The US has taken the testing craze a few more steps. Not only do they have an insane battery of tests (at least two every year from grades 3 - 8), but they have attached high stakes to these tests so that every aspect of the school system becomes "accountable" to a test score. If a school does badly, close it. If a teacher doesn't improve student test scores, fire the teacher. If universities graduate new teachers whose students do badly, shut down the teacher preparation school. 
Unfortunately, the test scores mostly reflect one thing -- the socioeconomic status of the student writing the test. The inevitable result, therefore, is that it is poor (and disproportionately black) students who are losing their teachers and losing their schools. It is no accident that the first jurisdiction to have no public schools remaining at all is New Orleans.
We can learn from our neighbours to the south, where a growing anti-test movement is sweeping the country. We have the opportunity to scrap the testing and ranking before it completely takes over our public school system. If you are a parent, please withdraw your student from the FSA. If you are a teacher, please work with your colleagues to encourage parents and others to refuse to take the tests. If you are anyone else, work with teachers and parents to end the testing mania and advocate for a school system administered by and for the public.
This article has also appeared on my blog

Sunday, December 21, 2014

Badass Book Review: The Future of our Schools, Teachers Unions and Social Justice by Lois Weiner

Badass Book Review: The Future of our Schools, Teachers Unions and Social Justice by Lois Weiner

Since the massive public sector upsurge in the 60's and 70's, teachers unions in the US have been in a long steady decline in power. Only very recently, with the 2012 Chicago teachers strike, have we seen any resurgence in teacher union power. Why is this?

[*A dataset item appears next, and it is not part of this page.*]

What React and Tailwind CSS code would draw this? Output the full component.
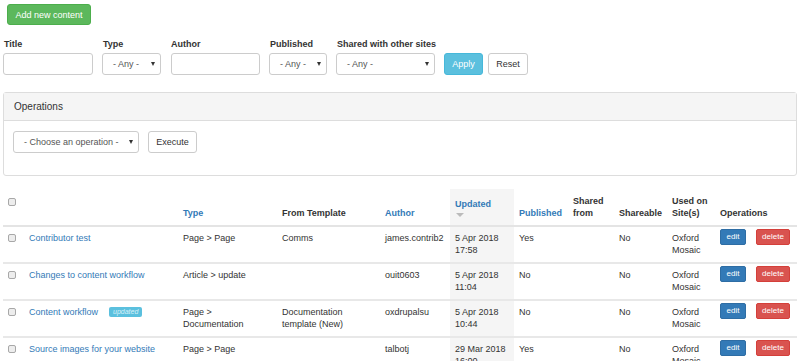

Weiner presents an overview of the pitfalls of teacher unionism and what teachers can do to revive their organizations. For any teacher anywhere, frustrated by the untenable working and teaching conditions we now face, this book is essential reading. She describes the project well in a way any teacher can relate to: "The best way to explain what the union should be is to describe what it should not be, which is like most schools: hierarchical and paternalistic." Sound familiar?

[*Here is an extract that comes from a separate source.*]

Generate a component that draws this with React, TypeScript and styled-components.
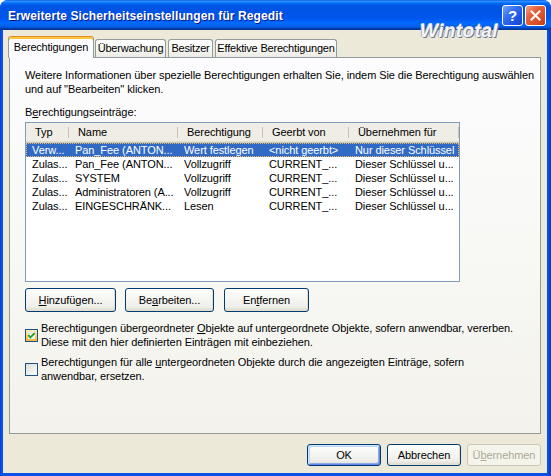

Weiner herself has a long tenure in the teaching profession and with teacher unions. She therefore brings real expertise to an analysis of the history of teacher unionism in the US and the prescription for more effective unions. Key to her understanding is a focus on rank and file activism and social unionism. While she is using US examples and history, the global nature of the education reform movement means that her arguments are really relevant for any teacher, anywhere.

Social unionism is a type of organizing philosophy that contrasts with another historic trend - business unionism. In Weiner's approach, social unionism has two key elements. The first is  to adopt a set of issues and bargaining objectives that reach beyond traditional "bread and butter" demands like wages and pensions. This has traditionally meant objectives such as smaller classes and more recently the fight against standardized testing. She argues, rightly, that in a public sector context, these bridges with the community are essential to creating the social power necessary to win. Weiner writes, "One essential change from what occurred in the 1960s and 1970s is that we must now reach out to allies to ask how they think the union might use its legal and political power, including the right to negotiate legal agreements, to improve schools....It's critical that teachers understand that we are in a greatly weakened position, and parents, students, and community activists are being courted quite seductively by our opponents."

If you are a teacher in the BCTF, you might think we already do this - we are a social justice union. But I believe Weiner is arguing for a more organic and connected form of working together. While we have, in BC, approached bargaining with a view to improved learning conditions, we have not seriously engaged with some objectives that are clearly a high priority for parents, such as playground equipment and seismic upgrades. We have instead sought out parents as allies to our objectives.

The second critical component to social movement unionism (which I think distinguishes it from social justice unionism), is the requirement to have grass-roots, rank and file activism and democratic control of union decision making.

"Often union members assume someone else - anyone else - will run the union, and it will, somehow, continue to exist. Their perception and passivity are supported by the leadership's conception of the union. Perhaps without realizing it, members and leaders accept the "service model" of unionism that predominates in US labour. In this model, sometimes referred to as "business unionism," the union is run like a business and exists to provide services including lower rates for auto insurance; benefits from a welfare fund; pension advice; contract negotiations; and perhaps filing a grievance. Officers or staff make decisions on the members' behalf. The union as an organization functions based on the assumption (generally unarticulated, unless it's challenged) that paid officials know best about everything. They're supposedly the experts. Often they conduct negotiations in secret, reporting  back only when a tentative agreement has been reached. Then members have the legal right to vote on whether the contract should be approved. But other than voting on a contract and electing officers every few years, members are passive."

I'm sure this description speaks to many trade unionists, not just in teacher unions but throughout the labour movement. And while there may be aspects that are more or less true in any given union, we need to be always reminding ourselves and encouraging as much member democracy as possible in every situation. This is not just about fetishizing democracy, it is actually needed to create powerful unions that can win.

Finally Weiner touches on a number of issues that can divide us, such as race and gender, and focuses on some that are very particular to teaching. One is the "nurturing" aspect of teaching, and to what degree teacher unions should "defend schooling's social purposes and teaching's nurturing aspects". The social union perspective guides her conclusions: "The struggle to create schools that are caring makes teachers allies of parents in creating places in which we want to teach and children want to learn. Putting forward an ideal of a caring school reframes the debate about our working conditions, explaining our needs as workers and professionals in human terms."

Given the struggle we are in to defend public education and to push back on corporate and privatizing reforms, this book is a timely guide on how to revitalize our unions so that we can not just stop the tsunami of neoliberalism, but actually make gains and improve our schools.